Nada. Tres días después del fallecimiento de su hermana y amante Drusila y de incesante búsqueda por parte de senadores, familiares y amigos, toda pregunta sobre el paradero de Cayo recibe la “nada” por respuesta.
Cayo, resucitado al tercer día como un nuevo Mesías, vuelve transmutado en Calígula, un ser torturado, déspota, despiadado y consciente de su poder que choca con la anterior visión que se tenía de él, tiñendo de (su) lógica y sangre (ajena) el escenario de arcadas romanas, que bien parecen nichos, obra de Paco Azorín y a la vez sobrio y práctico; muy inteligente su inclinación para permitir al público un buen visionado independientemente de la butaca asignada.
Desde la propia Roma, como ente colectivo, se cree que su ausencia del emperador se debe al dolor por la pérdida, cuando esa pérdida no es más que la llama que enciende la mecha que le permite, tras días vagando por el (desierto) campo y una profunda reflexión sobre la futilidad de la vida y la importancia de la trascendencia, mostrarse tal y como es, un tirano con sueños y anhelos. Creen que ha perdido la cordura, él afirma haberla encontrado y se la mostrará.
La interpretación de Pablo Derqui es, cuanto menos, soberbia y con una dicción maravillosa. Su actuación se eleva por encima del resto del elenco, en ningún momento sobreactúa, algo fácil teniendo en cuenta el perfil del personaje encarnado, y excepto su primera aparición, triste indeciso y con la voz excesivamente entrecortada y antinatural, no hay reproche alguno. Como tampoco lo hay para Mónica López ni Xavier Ripoll que aguantan los cara a cara con el emperador con solvencia y suficiencia. El resto del reparto muestra una interpretación forzada y teatral, más a la vieja usanza y no tan natural como la de los personajes principales.

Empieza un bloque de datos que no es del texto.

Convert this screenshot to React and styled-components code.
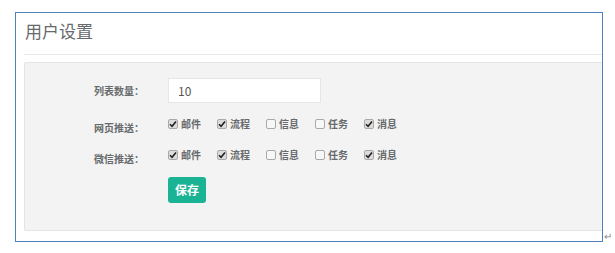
import React from 'react';
import styled, { createGlobalStyle } from 'styled-components';

const GlobalStyle = createGlobalStyle`
  * {
    box-sizing: border-box;
  }
  body {
    margin: 0;
    background: #fff;
    font-family: "Noto Sans CJK SC", "Liberation Sans", sans-serif;
  }
`;

const Page = styled.div`
  display: flex;
  align-items: flex-end;
  padding: 12px 0 0 15px;
`;

const Frame = styled.div`
  width: 588px;
  height: 230px;
  border: 1px solid #4f81bd;
  padding-left: 8px;
  overflow: hidden;
`;

const ReturnMark = styled.span`
  font-size: 10px;
  line-height: 10px;
  color: #8a8a8a;
  margin: 0 0 1px 1px;
`;

const Header = styled.div`
  height: 42px;
  padding: 6px 0 0 1px;
  border-bottom: 1px solid #e7eaec;
`;

const Title = styled.h2`
  margin: 0;
  font-size: 17px;
  line-height: 24px;
  font-weight: 400;
  color: #676a6c;
`;

const Panel = styled.div`
  margin-top: 7px;
  height: 169px;
  background: #f3f3f3;
  border: 1px solid #e4e4e4;
  border-right: 0;
  border-radius: 2px 0 0 2px;
  padding-top: 15px;
`;

const Row = styled.div`
  display: grid;
  grid-template-columns: 119px auto;
  column-gap: 24px;
  align-items: start;
  margin-top: ${(p) => p.$gap || 0}px;
`;

const Label = styled.label`
  text-align: right;
  font-size: 10px;
  font-weight: 700;
  color: #676a6c;
  line-height: ${(p) => (p.$tall ? '25px' : '14px')};
  padding-top: ${(p) => (p.$tall ? 0 : 4)}px;
  white-space: nowrap;
`;

const TextInput = styled.input`
  width: 153px;
  height: 25px;
  border: 1px solid #e5e6e7;
  background: #fff;
  padding: 0 9px;
  font-family: inherit;
  font-size: 12px;
  color: #555;
  outline: none;
`;

const Checks = styled.div`
  display: flex;
  align-items: center;
  height: 14px;
`;

const CheckItem = styled.span`
  display: flex;
  align-items: center;
  margin-right: 16px;
  font-size: 10px;
  font-weight: 700;
  color: #676a6c;
  line-height: 14px;
`;

const Box = styled.span`
  display: flex;
  align-items: center;
  justify-content: center;
  width: 10px;
  height: 10px;
  margin-right: 3px;
  border: 1px solid #a9a9a9;
  border-radius: 2px;
  background: ${(p) => (p.$checked ? '#dcdcdc' : '#f7f7f7')};
`;

const SaveButton = styled.button`
  width: 38px;
  height: 26px;
  border: 0;
  border-radius: 3px;
  background: #1ab394;
  color: #fff;
  font-family: inherit;
  font-size: 12px;
  font-weight: 700;
  padding: 0;
`;

const options = [
  { id: 'mail', label: '邮件' },
  { id: 'flow', label: '流程' },
  { id: 'info', label: '信息' },
  { id: 'task', label: '任务' },
  { id: 'msg', label: '消息' },
];

const Check = ({ checked, children }) => (
  <CheckItem>
    <Box $checked={checked}>
      {checked && (
        <svg width="8" height="8" viewBox="0 0 8 8">
          <path d="M1 4.2 L3.1 6.3 L7 1.6" fill="none" stroke="#222" strokeWidth="1.6" />
        </svg>
      )}
    </Box>
    {children}
  </CheckItem>
);

const CheckRow = ({ label, checked, gap }) => (
  <Row $gap={gap}>
    <Label>{label}</Label>
    <Checks>
      {options.map((o) => (
        <Check key={o.id} checked={checked.includes(o.id)}>
          {o.label}
        </Check>
      ))}
    </Checks>
  </Row>
);

export default function App() {
  return (
    <>
      <GlobalStyle />
      <Page>
        <Frame>
          <Header>
            <Title>用户设置</Title>
          </Header>
          <Panel>
            <Row>
              <Label $tall>列表数量：</Label>
              <TextInput defaultValue="10" />
            </Row>
            <CheckRow label="网页推送：" checked={['mail', 'flow', 'msg']} gap={14} />
            <CheckRow label="微信推送：" checked={['mail', 'flow', 'msg']} gap={13} />
            <Row $gap={10}>
              <span />
              <div>
                <SaveButton>保存</SaveButton>
              </div>
            </Row>
          </Panel>
        </Frame>
        <ReturnMark>↵</ReturnMark>
      </Page>
    </>
  );
}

Este Calígula renacido, ya nunca más inocente, dócil y manejable buscará lo imposible; tener la luna en su poder, sentir el suelo bajo sus pies, el canto de los grillos, el retumbar de cascos de caballos, el cimbreo de la espadañas y la poesía y las muestras de belleza inalcanzables que brotan de los versos. Para su nuevo objetivo en la vida dispone de las armas necesarias, “si el poder brinda una oportunidad a lo imposible en lo sucesivo mi libertad dejará de tener límites”. Se sentirá como un hombre libre, asesinará y torturará cuando considere oportuno, igualará en leyes, dolor y sufrimiento a patricios y pueblo llano, obligará a sus senadores a legar sus bienes al estado para recalcar, como bien le dijeron al volver de su corta ausencia, que lo importante es el tesoro público. Esa libertad por la que aboga y de la que hace gala, la falta de límites, la eliminación de las convenciones sociales, su propio endiosamiento, el sinsentido del amor, la amistad o la compasión, el amor por la vida aunque sea solo la suya, toda esa supuesta libertad de la que dispone le impide ser feliz porqué él precisa algo inalcanzable, con lo imposible. Haga lo que haga, arremeta con la lógica contra quien arremeta, asesine sin compasión a quien asesine, su ser torturado pide a gritos ese imposible, esa otra vida, su propia muerte. Valorando como valora la valentía es incapaz de quitarse la vida y reparte sufrimiento a su alrededor aún a sabiendas que no le dará lo que le falta, la nada y el todo.
Tengo que poner un pero y no es la música, aunque a veces encaja bien y otras abusa un poco del Mickey Mousing recalcando según que acciones o diciendo al espectador como debe sentirse, lo difícil de digerir y que fue protagonista negativo en los mentideros a la salida es cuando Calígula se muestra como un dios superior a los propios dioses vestido de Aladdin Sane y acompañado de la Máscara y el Joker de Heath Ledger, un despropósito. A la obra le falta mucha introducción de cultura popular como para justificar tal decisión.
Calígula es la historia de un suicidio, un suicidio tan elaborado, complejo y con tantos matices y aristas que quienes tienen que cumplirlo, en forma de asesinato, tardan cuatro largos y dolorosos años en encontrar tanto el arrojo para acometerlo como el momento de cometerlo. El único atisbo de felicidad que encuentra Calígula en su viaje por el absurdo lo vive en su último estertor, yaciendo moribundo en el suelo se pone en pie al grito de “¡Todavía estoy vivo!”. En ese preciso, a la par que precioso, instante es en el cual siente la vida y se siente vivo en su muerte. Ha sido capaz de alcanzar lo imposible.